Trump Business Briefings
April 25 2008
What it does:
Benefits the entire organization by maximizing the quality and quantity of work that can be achieved by its workforce. Leads to more creative thinking, better problem-solving and increased worker satisfaction.
Its other names:
Multifunctional teams
Where it comes from:
Teams had been around for some time before 1992, when Jon R. Katzenbach and Douglas K. Smith, two McKinsey consultants, wrote The Wisdom of Teams: Creating the High-Performance Organization (Harvard Business School Press). Nonetheless, their book became the catalyst that moved teams to the center of American management thinking in the mid-1990s.
Summary:
People work in groups in any organization. However, not all work groups are teams. What elevates a work group to team efficiency? Katzenbach and Smith define these critical characteristics:
- A team is small in number.
- Members have complementary skills.
- Everyone works toward a clearly defined and shared purpose.
- A team has shared performance goals supported by individual tasks.
- A team employs common methodologies.
- Members are accountable to each other, not only to themselves.
- Team leadership is not hierarchical - everyone is encouraged to think, plan, contribute and act.
- A team is not open-ended, but created to address a particular issue or need.
Above all, teams accomplish notable results. If that is not the case, then one of the above characteristics of true teams is missing.
What else you need to know:
Despite the fact that teams are not hierarchical in structure, it takes a skilled manager to make sure they stay on track. Since the publication of The Wisdom of Teams, some effective strategies for accomplishing this have evolved, including:
- Rotating the leadership of teams.
- Breaking teams down into working sub-units of two or three people who work together to accomplish short-term sub-goals.
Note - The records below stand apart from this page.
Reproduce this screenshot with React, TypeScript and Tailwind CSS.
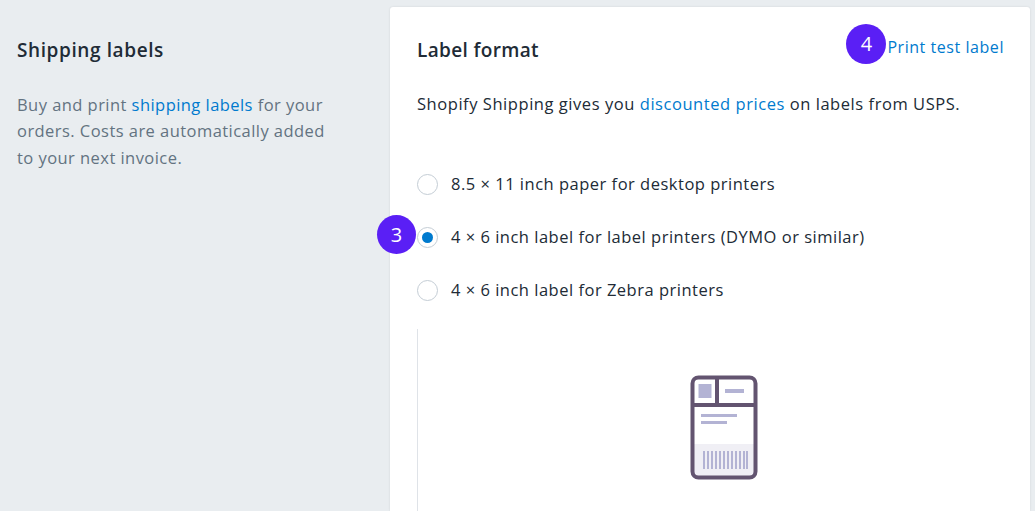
export default function App() {
  const font = { fontFamily: '"Open Sans", "Noto Sans", sans-serif' };
  return (
    <div className="w-[1035px] h-[520px] bg-white overflow-hidden" style={font}>
      <div className="h-[511px] bg-[#e9edf0] flex pt-[7px] pl-[17px] pr-[5px] overflow-hidden">
        <aside className="w-[373px] shrink-0 pt-[31px] pr-[55px]">
          <h2 className="text-[19px] leading-[24px] tracking-[0.6px] font-semibold text-[#212b36]">Shipping labels</h2>
          <p className="mt-[30px] text-[16.5px] leading-[26.4px] tracking-[0.45px] text-[#637381]">
            Buy and print <span className="text-[#007ace]">shipping labels</span> for your orders. Costs are automatically added to your next invoice.
          </p>
        </aside>
        <main className="relative flex-1 bg-white rounded-t-[3px] shadow-[0_0_2px_rgba(63,63,68,0.15)] pl-[27px] pr-[26px] pt-[31px]">
          <div className="flex items-start justify-between">
            <h3 className="text-[19px] leading-[24px] tracking-[0.35px] font-semibold text-[#212b36]">Label format</h3>
            <a className="relative text-[16px] leading-[20px] tracking-[0.55px] -mt-[1px] text-[#007ace]">
              Print test label
              <span className="absolute left-[-41px] top-[-13px] w-[40px] h-[40px] rounded-full bg-[#5a1ff5] text-white flex items-center justify-center text-[20px] font-normal tracking-normal">4</span>
            </a>
          </div>
          <p className="mt-[30px] text-[16.5px] leading-[24px] tracking-[0.55px] text-[#212b36]">
            Shopify Shipping gives you <span className="text-[#007ace]">discounted prices</span> on labels from USPS.
          </p>
          <div className="mt-[58px] flex flex-col gap-[32px] text-[16.5px] tracking-[0.5px] text-[#212b36]">
            <label className="flex items-center gap-[13px] h-[21px]">
              <span className="w-[21px] h-[21px] rounded-full bg-white border border-[#c4cdd5] shrink-0" />
              8.5 × 11 inch paper for desktop printers
            </label>
            <label className="relative flex items-center gap-[13px] h-[21px]">
              <span className="absolute left-[-40px] top-[-12px] w-[39px] h-[39px] rounded-full bg-[#5a1ff5] text-white flex items-center justify-center text-[20px] tracking-normal">3</span>
              <span className="w-[21px] h-[21px] rounded-full bg-white border border-[#c4cdd5] shrink-0 flex items-center justify-center">
                <span className="w-[11px] h-[11px] rounded-full bg-[#007ace]" />
              </span>
              4 × 6 inch label for label printers (DYMO or similar)
            </label>
            <label className="flex items-center gap-[13px] h-[21px]">
              <span className="w-[21px] h-[21px] rounded-full bg-white border border-[#c4cdd5] shrink-0" />
              4 × 6 inch label for Zebra printers
            </label>
          </div>
          <div className="mt-[28px] h-[200px] border-l border-[#dfe3e8] flex justify-center pt-[46px] pl-[26px]">
            <svg width="68" height="106" viewBox="0 0 68 106" fill="none">
              <rect x="3" y="69" width="62" height="34" fill="#f0eff5" />
              <rect x="8.5" y="9" width="13" height="14" fill="#b3b3d4" />
              <rect x="35" y="14" width="19" height="4" fill="#b3b3d4" />
              <rect x="11" y="39" width="36" height="3" fill="#b3b3d4" />
              <rect x="11" y="46" width="26" height="3" fill="#b3b3d4" />
              {[13, 17, 21, 25, 29, 33, 37, 41, 45, 49, 53, 56].map((x) => (
                <rect key={x} x={x} y="76" width="2" height="18" fill="#b3b3d4" />
              ))}
              <rect x="2.5" y="2.5" width="63" height="100" rx="6" stroke="#635470" strokeWidth="4" />
              <path d="M2 30H66M27 3V30" stroke="#635470" strokeWidth="4" />
            </svg>
          </div>
        </main>
      </div>
    </div>
  );
}
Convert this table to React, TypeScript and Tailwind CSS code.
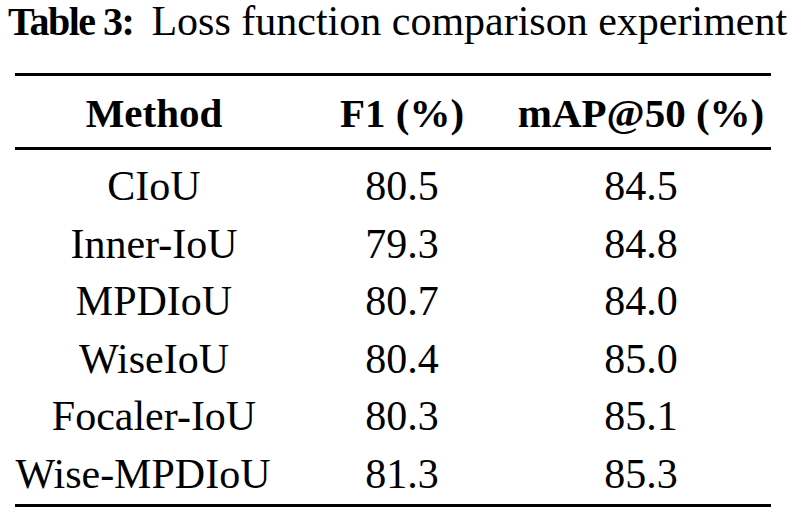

- Bringing team members into the process for only the time when their specific skills are demanded by the work of the team - then releasing them for other tasks where their skills will provide more benefit.
- Reconvening a team periodically for a year or more after its work is completed for follow-up and analysis of ongoing results. (Are the systems they put into place still working?)
- Asking "what went right?" in addition to "what went wrong?" so that continuous improvement results from the team experience.